Una puerta cerrada al final de un pasillo más estrecho, donde la luz no llegaba con la misma intensidad. A diferencia de las demás, esta tenía un aspecto descuidado, como si hubiera permanecido sellada durante demasiado tiempo.
Algo en ella le resultó… extraño.
Adeline frunció el ceño y rodeó el pomo con la mano. Probó a girarlo, pero no cedió.
Volvió a intentarlo, empujando con un poco más de fuerza.
El forcejeo rompió el silencio del pasillo.
—No deberíais estar aquí.
La voz de Jeremiah la sobresaltó.
Se giró de inmediato y lo encontró a solo unos pasos de ella, con una expresión inescrutable. Pero sus ojos… Sus ojos tenían algo distinto esta vez.

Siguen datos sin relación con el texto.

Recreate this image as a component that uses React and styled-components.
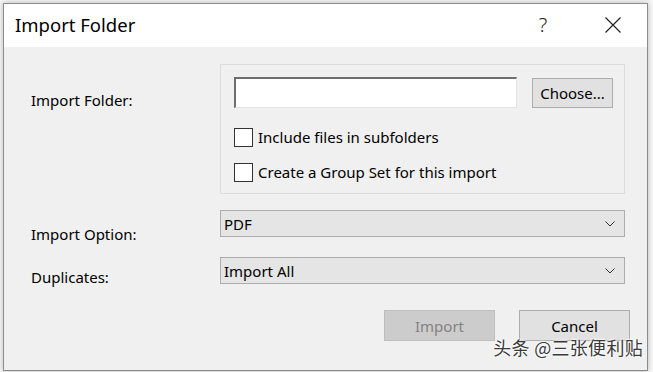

—Estaba buscando la biblioteca —dijo Adeline tratando de sonar natural, como si no hubiera estado intentando abrir la puerta.
Jeremiah no apartó la vista de ella. Durante un instante, pareció sopesar su respuesta antes de deslizar la mirada hacia la puerta cerrada.
—Esa parte de la casa no ha sido reformada. Está en ruinas y podría ser peligrosa.
La excusa sonaba convincente. Demasiado convincente.
—¿Entonces por qué no la mandasteis a arreglar como el resto de la casa?
Su mirada regresó a ella, intensa, afilada, como si midiera cuánto debía revelar.
— La biblioteca está en la otra ala, Adeline. Al final del pasillo. — respondió con sequedad.
Adeline entornó los ojos, y esbozó una leve sonrisa. Luego bajó la mirada a los pies, antes de darse la vuelta.
Sintió un escalofrío en la nuca. Apretó los labios y bajó la mirada. Luego se giró y caminó en dirección opuesta. No corrió, pero tampoco se permitió mirar atrás.
Por primera vez, se preguntó si algunos secretos debían permanecer ocultos.